Wednesday, November 15, 2006

Statement of the day ...

"While detailed domain expertise is important, it is not the most critical skill set required in the EA team. Far more critical are the skills of the enterprise architect—roles performed by the individuals tasked with contributing the enterprise perspective to architectural directions. These individuals operate higher in the abstraction “stack” and are concerned with how the various piece-parts and building blocks of the enterprise relate to each other in order to fulfill the enterprise strategy. In this role, enterprise architects are typically less concerned with the lower level details. Note the use of the term “role” in the prior sentence. In practice, enterprise architect is one of many roles played by an individual. Individuals may also perform several other roles, perhaps including domain subject matter expert.

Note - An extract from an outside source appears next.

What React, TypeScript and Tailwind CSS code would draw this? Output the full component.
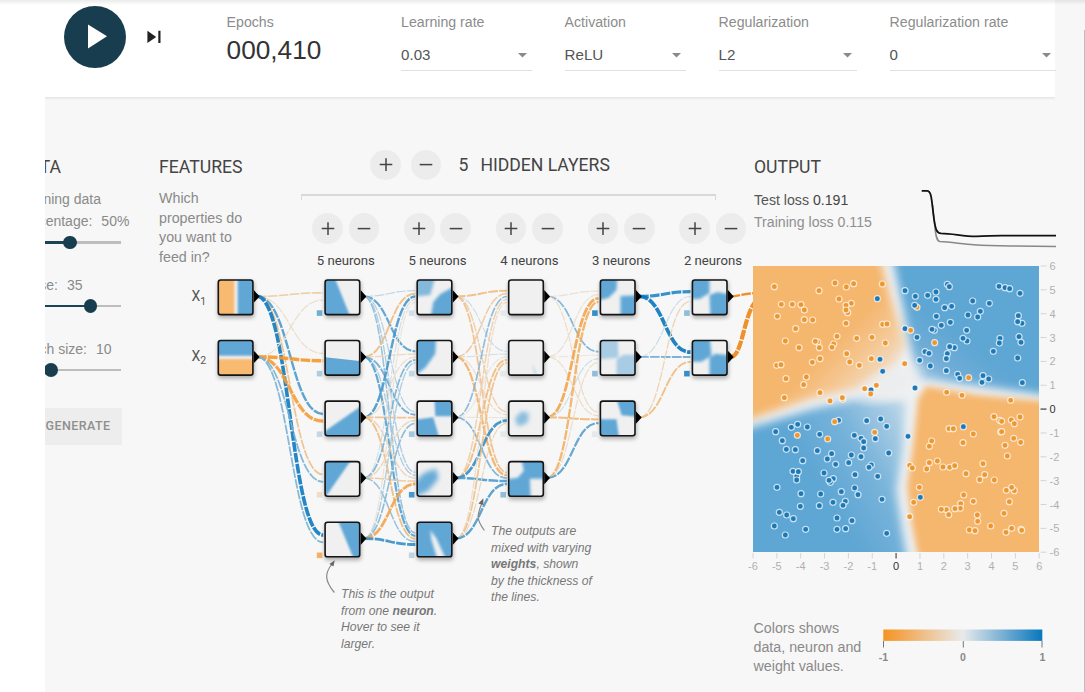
import React from "react";

const SANS = "font-['Liberation_Sans',Arial,sans-serif]";
const ROBOTO = "font-['Roboto',sans-serif]";

/* ---------- colour scale ---------- */
const mix = (a: number[], b: number[], t: number) =>
  `rgb(${a.map((v, i) => Math.round(v + (b[i] - v) * t)).join(",")})`;
const NEG = [245, 147, 34];
const MID = [232, 234, 235];
const POS = [8, 119, 189];
const weightColor = (w: number) => (w < 0 ? mix(MID, NEG, -w) : mix(MID, POS, w));

/* ---------- network ---------- */
const COL_X = [58.4, 165.2, 257.3, 348.8, 440.5, 532.5];
const rowTop = (r: number) => 7.1 + r * 60.55;
const SIZE = 36.4;
const COUNTS = [2, 5, 5, 4, 3, 2];

// WEIGHTS[layer][source][target]
const WEIGHTS: number[][][] = [
  [
    [-0.4, -0.18, 0.7, -0.5, 0.98],
    [-0.18, -0.95, -0.9, 0.5, 0.5],
  ],
  [
    [0.2, 0.65, 0.25, 0.3, 0.4],
    [-0.55, -0.25, 0.55, 0.3, 0.65],
    [0.72, -0.18, -0.5, -0.3, -0.55],
    [0.12, 0.5, -0.3, -0.4, 0.4],
    [-0.12, 0.3, 0.45, -0.8, 0.8],
  ],
  [
    [-0.55, 0.15, -0.35, -0.5],
    [-0.4, 0.12, -0.2, -0.65],
    [0.45, -0.1, -0.1, 0.5],
    [-0.35, -0.55, 0.8, 0.7],
    [-0.2, -0.5, -0.25, 0.7],
  ],
  [
    [-0.15, 0.5, -0.2],
    [-0.15, -0.07, -0.2],
    [-0.8, 0.15, -0.6],
    [-0.68, -0.2, 0.65],
  ],
  [
    [0.88, 1],
    [0.15, 0.55],
    [-0.3, -0.55],
  ],
];
const BIASES = [
  [0.6, 0.3, 0.2, -0.2, -0.75],
  [0.12, 0.2, 0.35, 0.8, 0.22],
  [0.02, 0.03, 0.03, 0.45],
  [0.9, 0.45, 0.03],
  [0.45, 0.9],
];

type Shape = { p: string; c?: string; o?: number };
const BLUE = "#60a7d6";
const PALE = "#f0f0f0";
const ORANGE = "#f8b971";
type Pic = { bg: string; shapes: Shape[]; blur?: number };
const PICS: Pic[][] = [
  [
    { bg: ORANGE, shapes: [{ p: "17,-5 45,-5 45,45 17,45", c: PALE }, { p: "20.3,-5 45,-5 45,45 20.3,45" }], blur: 1.1 },
    { bg: BLUE, shapes: [{ p: "-5,16 45,16 45,45 -5,45", c: PALE }, { p: "-5,19.3 45,19.3 45,45 -5,45", c: ORANGE }], blur: 1.1 },
  ],
  [
    { bg: PALE, shapes: [{ p: "-5,-5 9,-5 27.5,41 -5,41" }] },
    { bg: PALE, shapes: [{ p: "-5,17 41,22 41,41 -5,41" }], blur: 0.6 },
    { bg: PALE, shapes: [{ p: "-5,35 41,3 41,41 -5,41" }] },
    { bg: PALE, shapes: [{ p: "-5,-5 30,-5 -2,41 -5,41" }], blur: 1.1 },
    { bg: PALE, shapes: [{ p: "12,-5 41,-5 41,41 31,41" }] },
  ],
  [
    { bg: PALE, shapes: [{ p: "-5,-5 20,-5 14,16 -5,18", o: 0.75 }, { p: "41,6 24,15 17,23 14,41 41,41" }], blur: 1.8 },
    { bg: PALE, shapes: [{ p: "-5,-5 20,-5 19,14 9,28 -5,39" }], blur: 1.5 },
    { bg: PALE, shapes: [{ p: "18,-5 41,-5 41,16 19,16" }, { p: "-5,20 17,17 24,41 -5,41" }], blur: 1.2 },
    { bg: PALE, shapes: [{ p: "-5,24 8,12 20,8 22,18 12,30 -5,38", o: 0.95 }], blur: 2.4 },
    { bg: BLUE, shapes: [{ p: "14,9 20,17 31,41 22,41 15,18", c: PALE }], blur: 1.5 },
  ],
  [
    { bg: PALE, shapes: [] },
    { bg: PALE, shapes: [{ p: "24,24 30,34 26,34", o: 0.25 }] },
    { bg: PALE, shapes: [{ p: "8,17 14,11 21,13 20,22 12,26 8,23", o: 0.7 }], blur: 2.2 },
    { bg: BLUE, shapes: [{ p: "-5,-5 13,-5 16,10 10,17 -5,19", c: PALE }, { p: "22,18 41,18 41,41 23,41", c: PALE }], blur: 1.6 },
  ],
  [
    { bg: PALE, shapes: [{ p: "-5,-5 18,-5 17,11 9,19 -5,22" }, { p: "21,17 41,16 41,41 21,41" }], blur: 1.6 },
    { bg: PALE, shapes: [{ p: "-5,-5 18,-5 19,18 -5,20", o: 0.5 }, { p: "17,20 24,15 41,15 41,41 17,41", o: 0.5 }], blur: 1.7 },
    { bg: PALE, shapes: [{ p: "16,-5 41,-5 41,17 22,15" }, { p: "-5,19 17,19 20,41 -5,41" }], blur: 1.2 },
  ],
  [
    { bg: PALE, shapes: [{ p: "-5,-5 18,-5 18,14 8,20 -5,20" }, { p: "18,16 26,13 41,16 41,41 19,41" }], blur: 1.8 },
    { bg: PALE, shapes: [{ p: "-5,-5 18,-5 20,16 10,22 -5,22" }, { p: "18,18 24,14 41,16 41,41 18,41" }], blur: 1.4 },
  ],
];

function Links() {
  const out: React.ReactElement[] = [];
  WEIGHTS.forEach((layer, l) => {
    const n = layer.length;
    layer.forEach((targets, s) =>
      targets.forEach((w, t) => {
        const x0 = COL_X[l] + SIZE + 3;
        const y0 = rowTop(s) + 17.2;
        const x1 = COL_X[l + 1] - 1;
        const y1 = rowTop(t) + 17.4 + ((s - (n - 1) / 2) / n) * 14.5;
        const m = (x0 + x1) / 2;
        out.push(
          <path
            key={`${l}-${s}-${t}`}
            d={`M${x0} ${y0}C${m} ${y0} ${m} ${y1} ${x1} ${y1}`}
            fill="none"
            stroke={weightColor(w)}
            strokeWidth={1.1 + w * w * 2.6}
            strokeDasharray="9.7 1.3"
            strokeOpacity={0.9}
          />
        );
      })
    );
  });
  return <>{out}</>;
}

function Node({ col, row }: { col: number; row: number }) {
  const pic = PICS[col][row];
  return (
    <g transform={`translate(${COL_X[col]} ${rowTop(row)})`}>
      <rect x="0.5" y="0.5" width={SIZE} height={SIZE} rx="3" fill="#000" opacity="0.3" filter="url(#shadow)" />
      <path d={`M${SIZE} 11L${SIZE + 5.8} 17.3L${SIZE} 23.6Z`} fill="#000" />
      <g clipPath="url(#cell)">
        <rect width={SIZE} height={SIZE} fill={pic.bg} />
        <g style={{ filter: `blur(${pic.blur ?? 0.9}px)` }}>
          {pic.shapes.map((s, i) => (
            <polygon key={i} points={s.p} fill={s.c ?? BLUE} opacity={s.o ?? 1} />
          ))}
        </g>
      </g>
      <rect x="0.9" y="0.9" width={SIZE - 1.8} height={SIZE - 1.8} rx="2.4" fill="none" stroke="#151515" strokeWidth="1.6" />
      {col > 0 && <rect x="-7.4" y="31.2" width="5.6" height="5.6" fill={weightColor(BIASES[col - 1][row])} opacity="0.9" />}
    </g>
  );
}

function Network() {
  return (
    <div className="relative h-[420px] w-[594px]">
      <svg width="594" height="420" viewBox="0 0 594 420" className="block">
        <defs>
          <clipPath id="cell">
            <rect x="1" y="1" width={SIZE - 2} height={SIZE - 2} rx="2" />
          </clipPath>
          <filter id="shadow" x="-30%" y="-30%" width="160%" height="170%">
            <feOffset dy="2" />
            <feGaussianBlur stdDeviation="2" />
          </filter>
        </defs>
        <Links />
        <g fill="none" stroke="#f0902a" strokeDasharray="9.7 1.3">
          <path d="M571.5 24.5C580 24 586 21.2 600 21" strokeWidth="2.4" />
          <path d="M571.5 85C586 85 584 25 606 25" strokeWidth="4.2" />
        </g>
        {COUNTS.map((n, c) => Array.from({ length: n }, (_, r) => <Node key={`${c}${r}`} col={c} row={r} />))}
        <g fill="#555" className="font-['Roboto',sans-serif]">
          <text x="32.5" y="29" fontSize="14">X<tspan fontSize="10.5" dy="3.6">1</tspan></text>
          <text x="32.5" y="88.6" fontSize="14">X<tspan fontSize="10.5" dy="3.6">2</tspan></text>
        </g>
        <g fill="none" stroke="#888" strokeWidth="1.2">
          <path d="M175.4 320.5C165 308 166 301 173 292" />
          <path d="M325.4 258.5C317 247 318 243 323 231" />
        </g>
        <path d="M175.8 288.3l-5.4 3.6 4 2.6z" fill="#666" />
        <path d="M324.4 226.3l-5 5.3 4.9 1.4z" fill="#666" />
      </svg>
      <p className={`absolute left-[182px] top-[313.8px] text-[12.2px] italic leading-[16.7px] text-[#777] ${SANS}`}>
        This is the output<br />from one <b>neuron</b>.<br />Hover to see it<br />larger.
      </p>
      <p className={`absolute left-[332px] top-[251px] text-[12.2px] italic leading-[16.5px] text-[#777] ${SANS}`}>
        The outputs are<br />mixed with varying<br /><b>weights</b>, shown<br />by the thickness of<br />the lines.
      </p>
    </div>
  );
}

/* ---------- output heat map ---------- */
// Sample positions in thirds of a pixel, measured from (-24, -348) in the upper
// half and from (-24, 402) in the lower half.
const UPPER_ORANGE = [
  [88,410],[222,422],[270,399],[304,411],[326,401],[412,402],[282,447],[319,460],[303,466],[308,488],[303,480],[109,463],[142,463],[168,464],[178,480],[97,499],[178,509],[203,510],[303,520],[413,523],[426,522],[152,536],[276,559],[335,565],[381,562],[121,573],[218,576],[211,574],[223,593],[162,593],[266,582],[261,592],[421,579],[305,611],[379,626],[225,626],[202,637],[314,636],[343,646],[95,646],[108,644],[184,681],[123,686],[176,704],[359,716],[394,706],[225,728],[118,743],[255,753],[293,748],[292,743],[479,641],[377,732],[497,541],[569,578],[671,683],[605,727],[651,736],[797,751],
];
const UPPER_BLUE = [
  [397,446],[480,422],[511,439],[509,466],[548,436],[573,426],[573,448],[607,403],[613,410],[762,409],[780,413],[794,416],[825,430],[683,453],[733,460],[599,473],[620,469],[706,484],[698,501],[669,495],[574,499],[616,517],[589,526],[568,541],[561,538],[665,541],[820,497],[831,520],[818,515],[480,536],[516,562],[666,573],[654,565],[765,565],[763,579],[822,560],[828,577],[628,593],[614,590],[540,605],[552,610],[607,611],[604,626],[745,604],[818,624],[524,631],[556,648],[604,662],[405,628],[413,664],[638,673],[644,685],[714,677],[731,687],[711,697],[832,698],[510,714],[378,720],
];
const LOWER_ORANGE = [
  [747,50],[764,61],[770,64],[799,60],[808,71],[825,51],[767,96],[770,95],[612,86],[625,86],[685,102],[654,128],[806,115],[827,127],[780,136],[787,168],[560,123],[553,139],[577,183],[553,188],[545,207],[594,201],[614,202],[629,197],[714,191],[663,221],[719,224],[704,239],[748,240],[494,196],[502,204],[523,262],[506,307],[494,350],[656,285],[685,304],[647,311],[646,325],[630,326],[604,329],[589,328],[611,344],[697,345],[698,364],[673,390],[690,392],[737,378],[777,340],[793,305],[808,272],[784,271],[800,262],[800,385],[783,397],[828,388],[830,391],[157,106],[248,117],[269,65],[389,97],
];
const LOWER_BLUE = [
  [281,61],[365,62],[407,57],[425,79],[92,95],[139,82],[158,73],[187,81],[112,122],[224,103],[328,106],[348,115],[356,125],[391,116],[489,109],[124,148],[151,149],[217,152],[260,161],[356,144],[319,165],[348,170],[431,159],[173,182],[247,177],[272,193],[311,188],[379,195],[372,202],[155,229],[155,240],[144,214],[160,215],[237,219],[330,224],[398,229],[265,236],[256,247],[252,241],[329,264],[96,262],[168,281],[227,282],[289,275],[339,284],[411,298],[166,319],[223,317],[264,307],[301,304],[294,316],[103,337],[125,345],[145,356],[276,354],[321,362],[88,378],[121,405],[182,388],[276,388],[302,386],[425,400],[655,80],[526,292],
];

function Dots({ data, dy, color }: { data: number[][]; dy: number; color: string }) {
  return (
    <g fill={color} stroke="#fff" strokeOpacity="0.72" strokeWidth="1.2">
      {data.map(([x, y], i) => (
        <circle key={i} cx={(x - 24) / 3} cy={y / 3 + dy} r="3" />
      ))}
    </g>
  );
}

const TICKS = [-6, -5, -4, -3, -2, -1, 0, 1, 2, 3, 4, 5, 6];

function HeatMap() {
  return (
    <svg width="318" height="312" viewBox="0 0 318 312" className="block overflow-visible">
      <defs>
        <clipPath id="plot"><rect width="286" height="286" /></clipPath>
        <linearGradient id="nw" gradientUnits="userSpaceOnUse" x1="84" y1="74" x2="132" y2="122">
          <stop offset="0" stopColor="#f5b66e" />
          <stop offset="0.45" stopColor="#f5c793" />
          <stop offset="1" stopColor="#efe4d8" />
        </linearGradient>
        <linearGradient id="sw" gradientUnits="userSpaceOnUse" x1="62" y1="212" x2="154" y2="158">
          <stop offset="0" stopColor="#5ea6d4" />
          <stop offset="0.5" stopColor="#78b3da" />
          <stop offset="1" stopColor="#b4d2e6" />
        </linearGradient>
        <linearGradient id="ne" gradientUnits="userSpaceOnUse" x1="150" y1="122" x2="196" y2="62">
          <stop offset="0" stopColor="#c9dde9" />
          <stop offset="0.55" stopColor="#70add7" />
          <stop offset="1" stopColor="#5ea6d4" />
        </linearGradient>
        <radialGradient id="mid">
          <stop offset="0" stopColor="#ecedee" />
          <stop offset="0.4" stopColor="#ecedee" stopOpacity="0.8" />
          <stop offset="1" stopColor="#ecedee" stopOpacity="0" />
        </radialGradient>
      </defs>
      <g clipPath="url(#plot)">
        <rect width="286" height="286" fill="#eef1f3" />
        <g className="blur-[4px]">
          <polygon points="-20,-20 124,-20 137,30 153,80 138,105 108,122 60,132 -20,159" fill="url(#nw)" />
          <polygon points="137,-20 310,-20 310,131 165,112 159,88 150,40" fill="url(#ne)" />
          <polygon points="-20,167 60,143 110,132 152,136 150,180 143,225 149,265 157,310 -20,310" fill="url(#sw)" />
        </g>
        <g className="blur-[3px]">
          <polygon points="310,137 225,129 173,120 165,133 160,180 154,220 159,260 169,310 310,310" fill="#f5b66e" />
        </g>
        <ellipse cx="137" cy="118" rx="42" ry="20" fill="url(#mid)" transform="rotate(-24 137 118)" />
      </g>
      <Dots data={[[516, 472]]} dy={-116} color="#ec972f" />
      <Dots data={UPPER_BLUE} dy={-116} color="#1c79b8" />
      <Dots data={UPPER_ORANGE} dy={-116} color="#ec972f" />
      <Dots data={LOWER_BLUE} dy={134} color="#1c79b8" />
      <Dots data={LOWER_ORANGE} dy={134} color="#ec972f" />
      <g className="font-['Liberation_Sans',Arial,sans-serif]" fontSize="11">
        {TICKS.map((t) => {
          const x = (t + 6) * 23.85;
          const y = (6 - t) * 23.85;
          const ink = t === 0 ? "#333" : "#b0b0b0";
          const line = t === 0 ? "#777" : "#d4d4d4";
          return (
            <g key={t}>
              <path d={`M${x} 287V292.5M287.5 ${y}H293.5`} stroke={line} strokeWidth={t === 0 ? 1.6 : 1} />
              <text x={x} y="304" textAnchor="middle" fill={ink}>{t}</text>
              <text x="296.5" y={y + 4} fill={ink}>{t}</text>
            </g>
          );
        })}
      </g>
    </svg>
  );
}

/* ---------- small pieces ---------- */
function Round({ minus }: { minus?: boolean }) {
  return (
    <span className="flex size-[30.6px] shrink-0 items-center justify-center rounded-full bg-[#ececec]">
      <svg width="14" height="14" viewBox="0 0 14 14" stroke="#444" strokeWidth="1.5">
        <path d={minus ? "M0.7 6.6H13.3" : "M0.7 6.6H13.3M7 0.3V12.9"} />
      </svg>
    </span>
  );
}

function Select({ label, value, className }: { label: string; value: string; className: string }) {
  return (
    <div className={`shrink-0 ${className}`}>
      <div className="whitespace-nowrap text-[14.15px] leading-[20px] text-[#8c8c8c]">{label}</div>
      <div className="mt-[10px] flex h-[29px] items-center justify-between whitespace-nowrap border-b border-[#e0e0e0] pr-[5px] text-[15.1px] leading-[26px] text-[#555]">
        <span className="-mt-px">{value}</span>
        <svg width="9" height="5" viewBox="0 0 9 5"><path d="M0 0H9L4.5 4.6Z" fill="#8a8a8a" /></svg>
      </div>
    </div>
  );
}

function Slider({ knob, className }: { knob: string; className: string }) {
  return (
    <div className={`flex h-[14px] w-[76px] items-center ${className}`}>
      <span className={`h-[2.4px] shrink-0 bg-[#1b4457] ${knob}`} />
      <span className="relative z-10 -mx-[6.7px] size-[13.4px] shrink-0 rounded-full bg-[#183d4e]" />
      <span className="h-[2.4px] flex-1 bg-[#bdbdbd]" />
    </div>
  );
}

const LAYERS = ["5 neurons", "5 neurons", "4 neurons", "3 neurons", "2 neurons"];

export default function App() {
  return (
    <div className={`relative flex h-[692px] w-[1085px] flex-col overflow-hidden bg-white ${SANS}`}>
      <header className="relative z-10 flex h-[97px] shrink-0 bg-[#f7f7f7]">
        <div className="flex w-[1055px] shrink-0 bg-white pl-[64px]">
          <svg width="62" height="62" viewBox="0 0 62 62" className="mt-[6px] shrink-0">
            <circle cx="31" cy="31" r="31" fill="#183d4e" />
            <path d="M24 18.5V42.5L43 30.3Z" fill="#fff" />
          </svg>
          <svg width="14" height="14" viewBox="0 0 14 14" className="ml-[21px] mt-[30px] shrink-0" fill="#222">
            <path d="M0.4 0.8V13L9.2 7.1ZM11.3 0.8H13.5V13H11.3Z" />
          </svg>
          <div className="ml-[65.6px] mt-[12px] w-[174.5px] shrink-0">
            <div className="text-[14.15px] leading-[20px] text-[#8c8c8c]">Epochs</div>
            <div className="mt-[3px] text-[26.2px] leading-[31px] text-[#333]">000,410</div>
          </div>
          <div className="flex pt-[11.6px]">
            <Select label="Learning rate" value="0.03" className="w-[130.5px]" />
            <Select label="Activation" value="ReLU" className="ml-[33px] w-[121px]" />
            <Select label="Regularization" value="L2" className="ml-[33px] w-[138px]" />
            <Select label="Regularization rate" value="0" className="ml-[33px] w-[166px]" />
          </div>
        </div>
        <div className="absolute left-0 top-0 h-[5px] w-full bg-linear-to-b from-black/8 to-transparent" />
        <div className="absolute left-[45px] top-[97px] h-[3px] w-[1010px] bg-linear-to-b from-black/8 to-transparent" />
      </header>

      <main className="ml-[45px] flex flex-1 bg-[#f7f7f7]">
        <section className="w-[114px] shrink-0 overflow-hidden pt-[58px] text-[14px] text-[#8a8a8a]">
          <h2 className={`flex w-[16px] justify-end text-[17.6px] leading-[24px] text-[#444] ${ROBOTO}`}>DATA</h2>
          <div className="mt-[10.3px] flex w-[56px] justify-end whitespace-nowrap leading-[21.7px]">Training data</div>
          <div className="flex w-[84.4px] justify-end gap-[9px] whitespace-nowrap leading-[21.7px]"><span>percentage:</span><span>50%</span></div>
          <Slider knob="w-[25px]" className="mt-[2.8px]" />
          <div className="mt-[25.5px] flex w-[37.5px] justify-end gap-[9px] whitespace-nowrap leading-[21.7px]"><span>Noise:</span><span>35</span></div>
          <Slider knob="w-[45.3px]" className="mt-[2.3px]" />
          <div className="mt-[26px] flex w-[66.5px] justify-end gap-[9px] whitespace-nowrap leading-[21.7px]"><span>Batch size:</span><span>10</span></div>
          <Slider knob="w-[6px]" className="mt-[2.3px]" />
          <div className={`mt-[30.5px] flex h-[37px] w-[76.5px] items-center justify-end whitespace-nowrap bg-[#ededed] pr-[11px] text-[12.5px] font-medium tracking-[0.42px] text-[#8f8f8f] ${ROBOTO}`}>
            REGENERATE
          </div>
        </section>

        <section className="w-[594px] shrink-0">
          <div className="flex h-[175px] pt-[50px]">
            <div className="w-[142px] shrink-0 pt-[8px]">
              <h2 className={`text-[17.65px] leading-[24px] text-[#444] ${ROBOTO}`}>FEATURES</h2>
              <p className="mt-[10px] w-[100px] text-[14.25px] leading-[19.7px] text-[#8a8a8a]">
                Which<br />properties do<br />you want to<br />feed in?
              </p>
            </div>
            <div className="w-[451px] shrink-0">
              <div className="flex items-center gap-[10px] pl-[69.3px] pt-[2.7px]">
                <Round />
                <Round minus />
                <h2 className={`ml-[7px] flex gap-[12px] whitespace-nowrap text-[17.6px] leading-[24px] text-[#444] ${ROBOTO}`}>
                  <span>5</span><span>HIDDEN LAYERS</span>
                </h2>
              </div>
              <div className="mt-[14px] h-[6px] w-[415px] border-x border-t-2 border-[#d9d9d9]" />
              <div className="mt-[13px] flex pl-[11.3px]">
                {LAYERS.map((name, i) => (
                  <div key={i} className="flex w-[91.8px] shrink-0 flex-col">
                    <div className="flex gap-[5.8px]"><Round /><Round minus /></div>
                    <div className={`mt-[8.5px] w-[67px] text-center text-[13.2px] leading-[18px] text-[#444] ${ROBOTO}`}>{name}</div>
                  </div>
                ))}
              </div>
            </div>
          </div>
          <Network />
        </section>

        <section className="relative z-10 w-[332px] shrink-0 pt-[58px]">
          <h2 className={`pl-px text-[17.6px] leading-[24px] text-[#444] ${ROBOTO}`}>OUTPUT</h2>
          <div className="flex h-[87px] pt-[10px]">
            <div className="-mt-[0.5px] w-[168px] shrink-0 pl-px text-[14.15px] leading-[22.2px]">
              <div className="text-[#555]">Test loss <span className="text-[#444]">0.191</span></div>
              <div className="text-[#8f8f8f]">Training loss 0.115</div>
            </div>
            <svg width="136" height="62" viewBox="0 0 136 62" fill="none" className="block">
              <path d="M11.5 16C12.4 24 13 31 14 39C14.8 46 15.5 52.3 19 52.6C30 53 42 55.2 53 55.8C64 56.7 75 56.9 90 57L135 57.6" stroke="#888" strokeWidth="1.5" />
              <path d="M.7 1.9H6C11 2 10.5 12 13 30C14.5 40 15.5 44 20 44.3C32 44.5 42 47.3 55 47.4C66 47.4 72 46.5 82 46.6L135 46.7" stroke="#111" strokeWidth="1.8" />
            </svg>
          </div>
          <HeatMap />
          <div className="flex pt-[41px]">
            <p className="w-[124px] shrink-0 pl-[0.5px] text-[14.25px] leading-[19.2px] text-[#8a8a8a]">
              Colors shows<br />data, neuron and<br />weight values.
            </p>
            <svg width="172" height="40" viewBox="0 0 172 40" className="mt-[6px] block overflow-visible font-['Liberation_Sans',Arial,sans-serif]">
              <defs>
                <linearGradient id="scale">
                  <stop offset="0" stopColor="#f59322" />
                  <stop offset="0.5" stopColor="#e8eaeb" />
                  <stop offset="1" stopColor="#0877bd" />
                </linearGradient>
              </defs>
              <rect x="6.3" y="4.5" width="159" height="11.4" fill="url(#scale)" />
              <path d="M6.5 16V22.5M86.3 16V22.5M165 16V22.5" stroke="#777" strokeWidth="1" />
              <g fontSize="10.5" fontWeight="700" fill="#888" textAnchor="middle">
                <text x="6.5" y="36.3">-1</text>
                <text x="86" y="36.3">0</text>
                <text x="165.4" y="36.3">1</text>
              </g>
            </svg>
          </div>
        </section>
      </main>
      <div className="absolute right-0 top-[30px] z-20 h-[662px] w-px bg-[#bdbdbd]" />
    </div>
  );
}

The enterprise architect role requires individuals to understand the business of the enterprise and to interpret its strategy. They must appreciate innovation and be able to embrace a vision for how the business responds to external trends, while pursuing growth, cost-savings, customer satisfaction, efficiency or any mix of strategic objectives. Most importantly, they must be able to interpret the implications of those strategic directions. The implications become the guiding directives for all subsequent decisions. With this knowledge, they must be able to drive the enterprise in new directions, perhaps change the way decisions are made and modify the way the enterprise operates. In other words, they need to lead.
"
Taken from "Building & Managing the Virtual EA Team" By George S. Paras

I wonder, where are the companies (and recruitment managers) that follow these principle in their vision of Architecture ?!

1 comment:

Anonymous said...

I dont know where those companies might be ... but at least i can tell you is not here on the Happy Place that i spen 5 days a week trying to kill myself in any possible way.